Portées par la vague de solidarité qui a suivi les attentats de Paris, de plus en plus de voix s'élèvent ici et ailleurs pour dénoncer le sort de Raif Badawi. Car on ne peut pas être Charlie sans exiger la libération de Raif Badawi et de tous ces gens courageux qui, partout dans le monde, sont encore emprisonnés et torturés pour avoir exercé leur droit à la liberté d'expression.

On a parfois l'impression d'être impuissant devant la cruauté de leur sort. Que les pétitions, les manifestations, les lettres d'appui et les articles dans les journaux ont bien peu de poids. Que tout se joue en coulisse, dans les hautes sphères, insensibles à la mobilisation citoyenne, là où les intérêts économiques passent avant les droits de la personne.
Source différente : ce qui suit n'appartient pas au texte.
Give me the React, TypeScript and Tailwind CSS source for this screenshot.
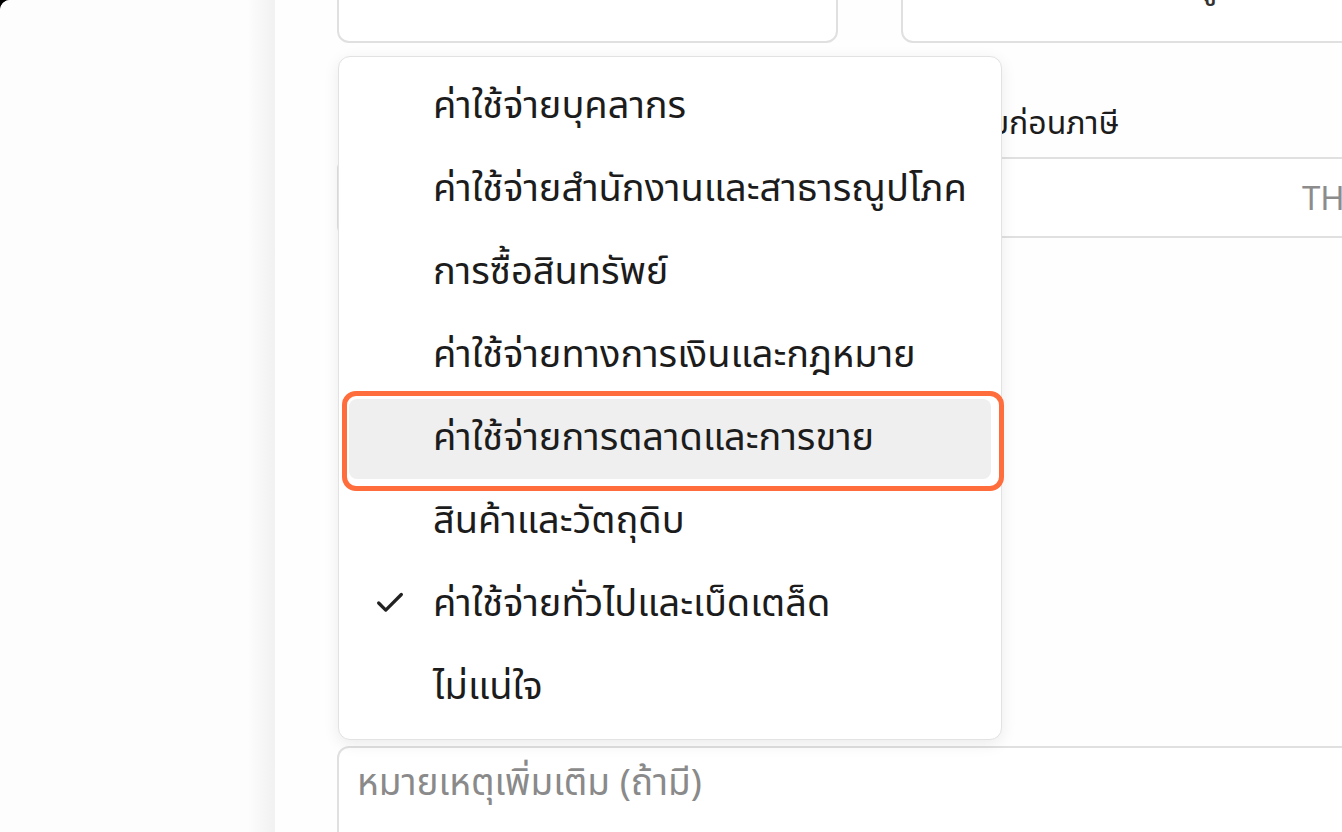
import { Check } from "lucide-react";

const options = [
  "ค่าใช้จ่ายบุคลากร",
  "ค่าใช้จ่ายสำนักงานและสาธารณูปโภค",
  "การซื้อสินทรัพย์",
  "ค่าใช้จ่ายทางการเงินและกฎหมาย",
  "ค่าใช้จ่ายการตลาดและการขาย",
  "สินค้าและวัตถุดิบ",
  "ค่าใช้จ่ายทั่วไปและเบ็ดเตล็ด",
  "ไม่แน่ใจ",
];

const HIGHLIGHT = 4;
const SELECTED = 6;

const font = "font-['Noto_Sans','Noto_Sans_Thai',sans-serif]";

function Dropdown() {
  return (
    <div className="absolute left-px top-[56px] z-10 h-[684px] w-[664px] overflow-visible rounded-[12px] border border-[#e2e2e2] bg-white pt-[8px] shadow-[0_4px_16px_rgba(0,0,0,0.08)]">
      {options.map((o, i) => (
        <div key={o} className="relative h-[83px] px-[10px] py-[2px]">
          <div
            className={`flex h-[80px] items-center rounded-[8px] ${
              i === HIGHLIGHT ? "bg-[#efefef]" : ""
            }`}
          >
            <span className="flex w-[84px] justify-end pr-[26px] pb-[4px]">
              {i === SELECTED && <Check className="h-[34px] w-[34px] text-[#222]" strokeWidth={2.3} />}
            </span>
            <span className={`${font} pb-[8px] text-[38px] leading-none text-[#1c1c1c]`}>{o}</span>
          </div>
          {i === HIGHLIGHT && (
            <span className="pointer-events-none absolute -top-[6px] -bottom-[11px] left-[3px] right-[-3px] rounded-[14px] border-[5px] border-[#ff6d3c]" />
          )}
        </div>
      ))}
    </div>
  );
}

export default function App() {
  return (
    <div className="h-[832px] w-[1342px] overflow-hidden bg-black">
      <div className="flex h-full overflow-hidden rounded-tl-[10px] bg-white">
        <aside className="w-[275px] shrink-0 bg-linear-to-r from-[#fdfdfd] from-90% to-[#f1f1f1]" />
        <main className="relative flex-1 overflow-hidden bg-[#fefefe] pl-[62px]">
          <div className="relative grid w-[1070px] grid-cols-[501px_506px] gap-x-[63px]">
            <div className="-mt-[47px] flex h-[90px] items-start justify-center rounded-[12px] border-2 border-[#e0e0e0] bg-white pt-[12px]">
              <span className={`${font} text-[34px] leading-none text-[#333]`}>ค่าใช้จ่ายทั่วไปและเบ็ดเตล็ด</span>
            </div>
            <div className="-mt-[47px] flex h-[90px] items-start justify-center rounded-[12px] border-2 border-[#e0e0e0] bg-white pt-[12px]">
              <span className={`${font} text-[34px] leading-none text-[#333]`}>เลือกหมวดหมู่ย่อย</span>
            </div>

            <div className="mt-[59px]">
              <div className={`${font} h-[40px] text-[32px] leading-[40px] text-[#1c1c1c]`}>หมวดหมู่ค่าใช้จ่าย</div>
              <div className="mt-[15px] h-[81px] rounded-[12px] border-2 border-[#e0e0e0]" />
            </div>
            <div className="mt-[59px]">
              <div className={`${font} h-[40px] text-[32px] leading-[40px] text-[#1c1c1c]`}>ยอดรวมก่อนภาษี</div>
              <div className="mt-[15px] flex h-[81px] items-center border-y-2 border-[#e0e0e0] bg-white pl-[401px]">
                <span className={`${font} text-[33px] text-[#8c8c8c]`}>THB</span>
              </div>
            </div>

            <div className="col-span-2 mt-[508px] h-[200px] rounded-tl-[12px] border-2 border-[#e0e0e0] bg-white px-[18px] pt-[14px]">
              <span className={`${font} text-[37px] leading-none text-[#8a8a8a]`}>หมายเหตุเพิ่มเติม (ถ้ามี)</span>
            </div>

            <Dropdown />
          </div>
        </main>
      </div>
    </div>
  );
}
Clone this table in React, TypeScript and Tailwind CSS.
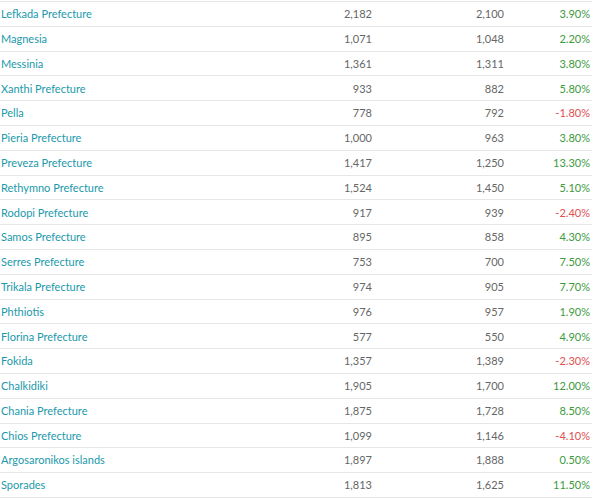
const rows: [string, string, string, string][] = [
  ["Lefkada Prefecture", "2,182", "2,100", "3.90%"],
  ["Magnesia", "1,071", "1,048", "2.20%"],
  ["Messinia", "1,361", "1,311", "3.80%"],
  ["Xanthi Prefecture", "933", "882", "5.80%"],
  ["Pella", "778", "792", "-1.80%"],
  ["Pieria Prefecture", "1,000", "963", "3.80%"],
  ["Preveza Prefecture", "1,417", "1,250", "13.30%"],
  ["Rethymno Prefecture", "1,524", "1,450", "5.10%"],
  ["Rodopi Prefecture", "917", "939", "-2.40%"],
  ["Samos Prefecture", "895", "858", "4.30%"],
  ["Serres Prefecture", "753", "700", "7.50%"],
  ["Trikala Prefecture", "974", "905", "7.70%"],
  ["Phthiotis", "976", "957", "1.90%"],
  ["Florina Prefecture", "577", "550", "4.90%"],
  ["Fokida", "1,357", "1,389", "-2.30%"],
  ["Chalkidiki", "1,905", "1,700", "12.00%"],
  ["Chania Prefecture", "1,875", "1,728", "8.50%"],
  ["Chios Prefecture", "1,099", "1,146", "-4.10%"],
  ["Argosaronikos islands", "1,897", "1,888", "0.50%"],
  ["Sporades", "1,813", "1,625", "11.50%"],
];

export default function App() {
  return (
    <div className="w-[600px] h-[498px] bg-white pt-px font-['Lato',sans-serif] text-[11px]">
      <div className="w-[592px] border-t border-[#e6e6e6]">
        {rows.map(([name, a, b, pct]) => (
          <div key={name} className="flex items-center h-[24.8px] pt-px border-b border-[#e6e6e6]">
            <div className="w-[300px] pl-px text-[#2199ab]">{name}</div>
            <div className="w-[72px] text-right text-[#666]">{a}</div>
            <div className="w-[132px] text-right text-[#666]">{b}</div>
            <div className={`w-[86px] text-right ${pct.startsWith("-") ? "text-[#e0504f]" : "text-[#3d9a3d]"}`}>
              {pct}
            </div>
          </div>
        ))}
      </div>
    </div>
  );
}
Le fait est qu'on est souvent moins impuissant que ce que l'on croit. La volte-face d'Ottawa à ce sujet le montre bien. Lundi, le ministre Christian Paradis disait qu'il ne pouvait pas grand-chose pour Raif Badawi étant donné qu'il n'est pas citoyen canadien. Mercredi, le ministre John Baird, réagissant à la mobilisation, adoptait un tout autre discours. Pour la première fois, il a dénoncé le sort réservé au blogueur saoudien. Soulignant que sa peine était une violation de la dignité humaine et de la liberté d'expression, il a lancé un appel à la clémence et a fait des démarches auprès de l'ambassadeur d'Arabie saoudite à Ottawa. Une rencontre avec le prince saoudien Turki al-Faisal prévue la semaine prochaine au Forum économique mondial de Davos pourrait être l'occasion de poursuivre ces démarches.

Voilà qui est encourageant. La déclaration du premier ministre Philippe Couillard, qui a dit que le Québec était prêt à accueillir Raif Badawi s'il est libéré, l'est aussi. Le premier ministre s'est entretenu avec l'ambassadeur saoudien et a appelé la femme du blogueur pour lui dire qu'il la soutenait dans son combat.

Ces appuis et ces pressions, qui ne doivent pas s'estomper tant que Raif Badawi ne sera pas libéré, s'ajoutent aux milliers de messages de soutien et d'espoir que de gens de partout dans le monde ont fait parvenir au blogueur. Le message le plus touchant est sans conteste celui de son fils Doudi qui, dans une vidéo bouleversante d'Amnistie internationale, raconte son propre combat pour retrouver son père qu'il n'a pas vu depuis deux ans et demi.

Extraits choisis de la lettre qu'il a écrite à son père:

«Tu es en prison loin de moi parce que tu t'es battu pour tes idées. Tu es une personne pacifique qui aime les gens et leur souhaite de bonnes choses. Pourquoi es-tu en prison, papa? C'est la question que je me pose chaque jour.»

«Nous attendons le jour où ton avion arrivera à l'aéroport de Montréal. Tu me verras qui t'attends et qui pleure. Je n'arrêterai pas tant que tu ne me prendras pas dans tes bras et que tu sécheras mes larmes.»

Espérons que son message sera entendu en haut lieu.